Which got me thinking...even when change is a good thing. Even when it's temporary...we resist.  When good things come our way, sometimes our impulse is just to shut the door.  Because good things are scary.  Some would say scarier than bad. The heights are only frightening because we know how far they are from the ground, and how much it'd hurt to fall to it.

Right now, I feel this way more intensely. I'm more about shut doors than open ones.  And yes, my internet was down for 2 weeks straight and that's really a big player in why I didn't write...but...it's also because I'm afraid of good right now. Afraid to let my heart run wild. Or even take a few steps.

I ran across this today:

"Ships are always safe in harbor, but that's not what ships are for."

(Ignore American history for a second, just go with me)

We talked today about speaking up or not speaking up.  Do or do not. To be or not to be. I'm watching so much heartbreak and sadness and still trying to figure out my own.

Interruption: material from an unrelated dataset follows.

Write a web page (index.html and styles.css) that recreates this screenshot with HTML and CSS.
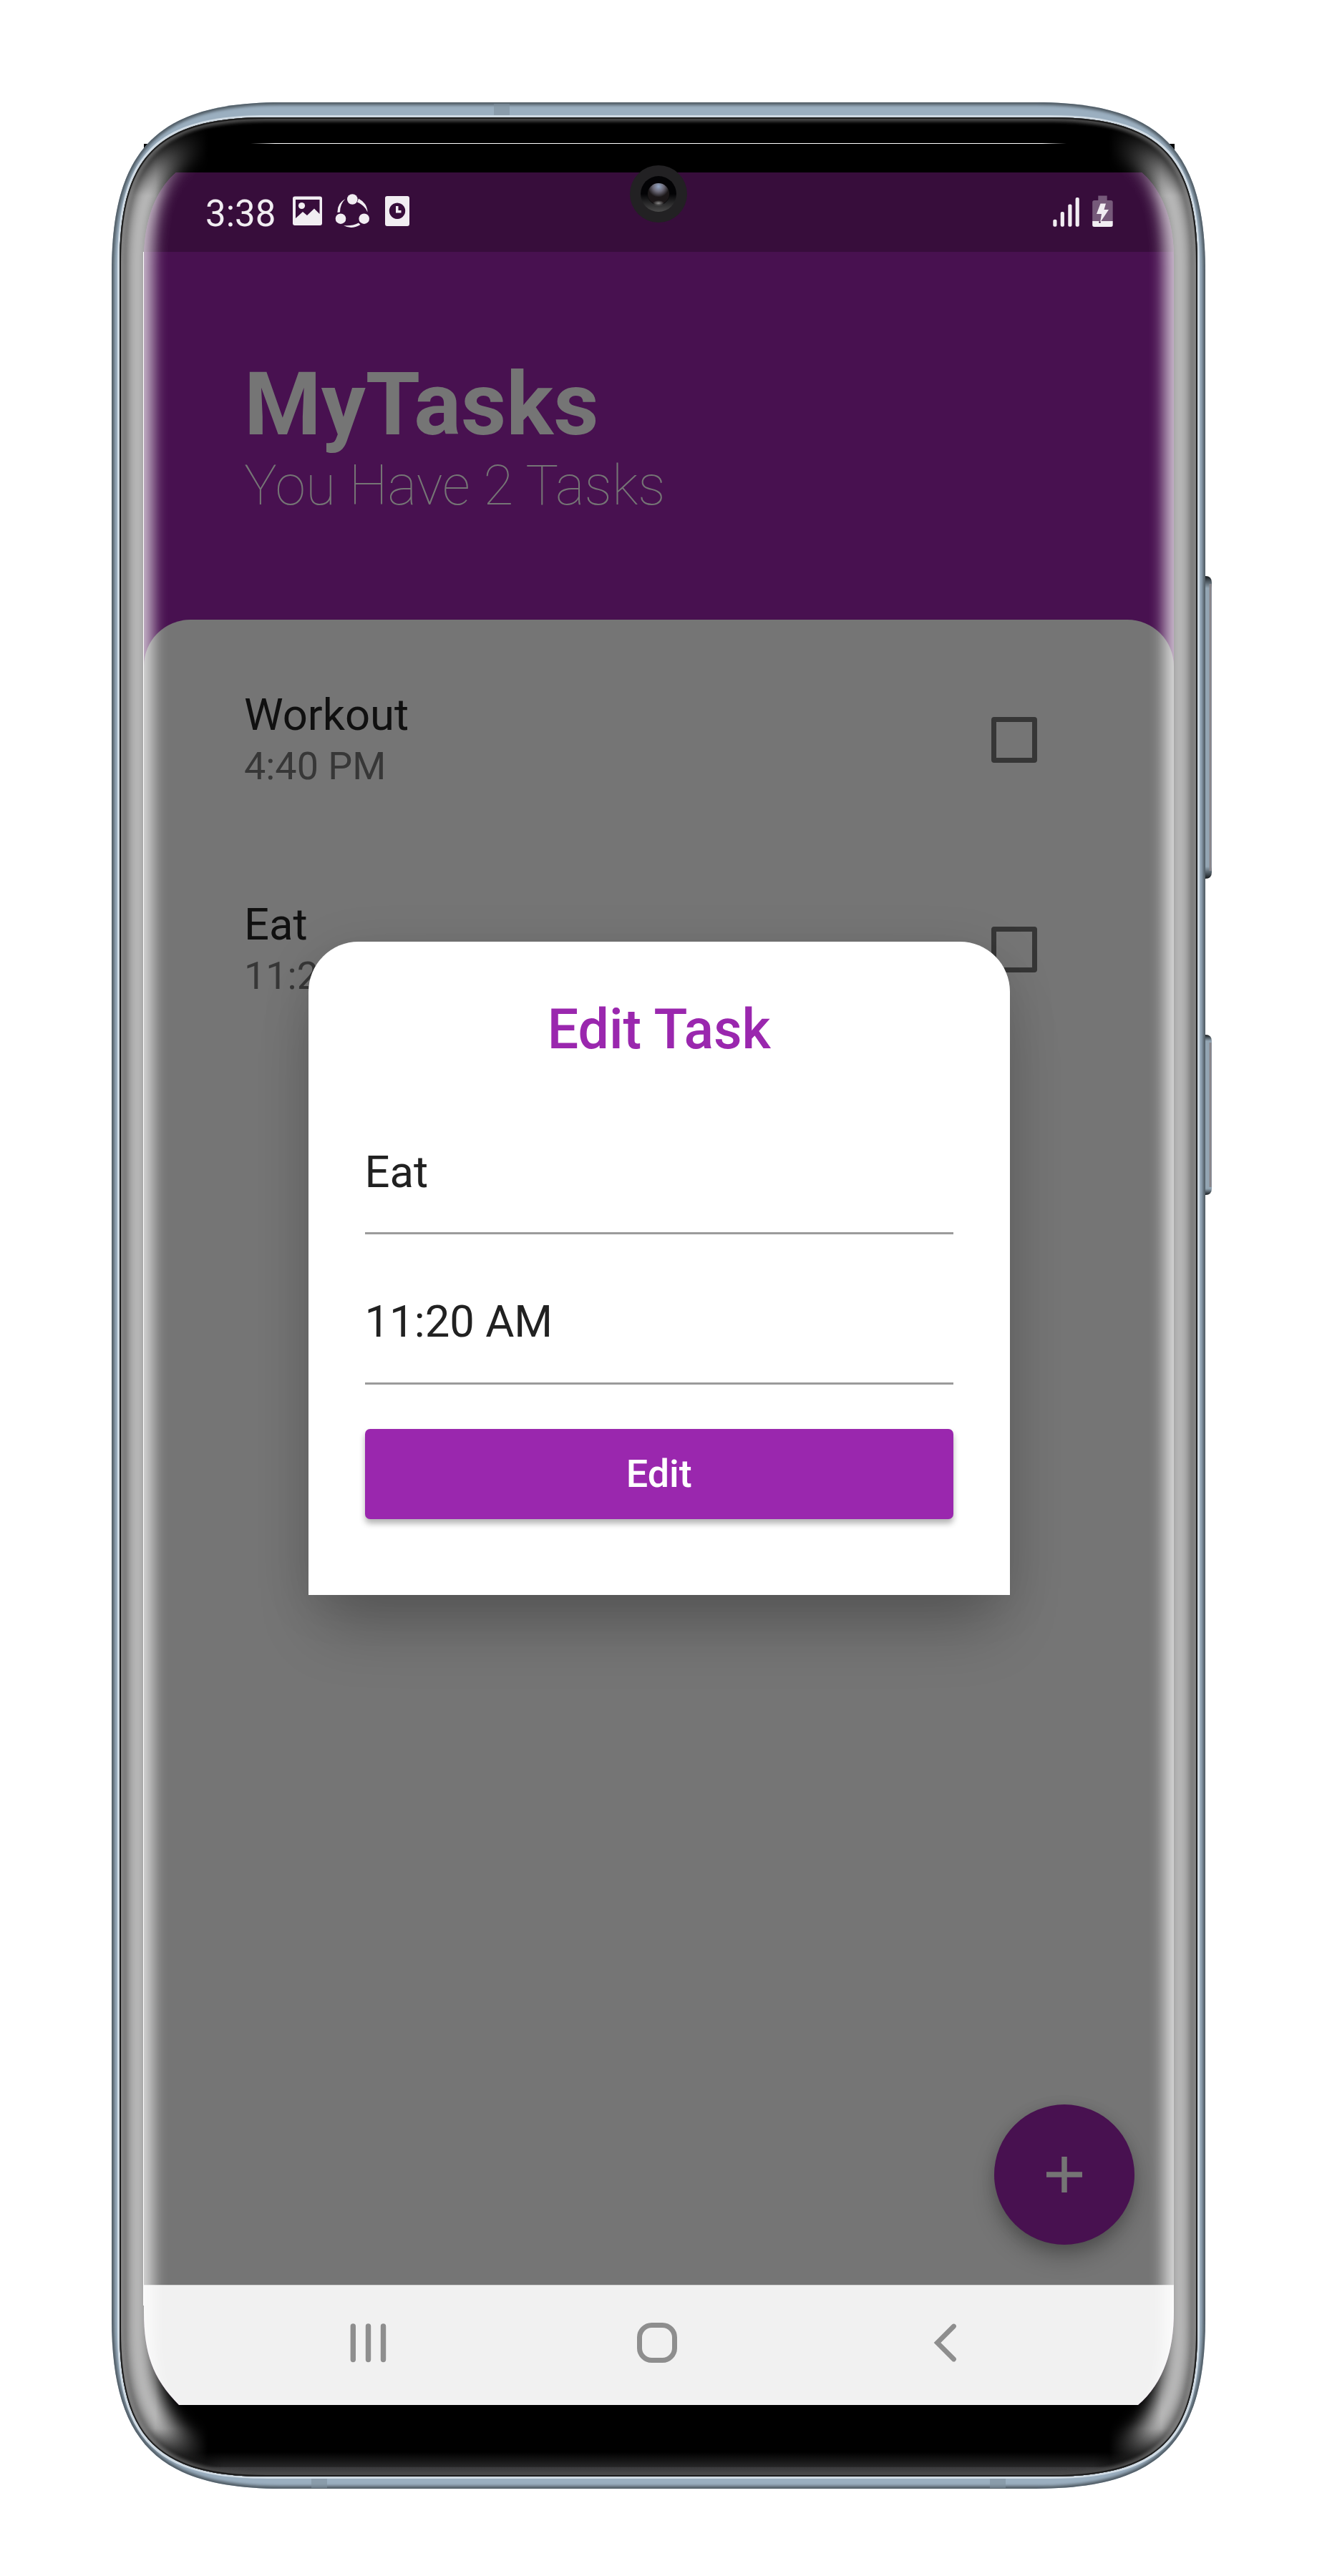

It's easier to hide. It's easier to stay inside under the blankets and watch tornado shows for 2 weeks straight. (not that I would know...).  It's easier to fall back to bad habits, to get self destructive or reckless, and to stay exactly where you are because even though you're miserable, it's familiar.

It's easier, but it's not what ships are for.

It's not what life is for.
It's not what I want for my life.
It's not what I want for the lives of people I love.
I don't know where you're at, or who's reading this and what you're going through.
But don't let the dread stay too long.  Don't let sad and dark and broken keep you from life.
And don't think I have it figured out. I don't.  I just know I want to figure it out.

The TL:DR is here, folks: (I can't really say it better than the Navajo did way, way before I got here)

Hold on to what is good even if it is a handful of earth. 
Hold on to what you believe even if it is a tree which stands by itself. 
Hold on to what you must do even if it is a long way from here. 
Hold on to life even when it is easier letting go. 
Hold on to my hand even when I have gone away from you.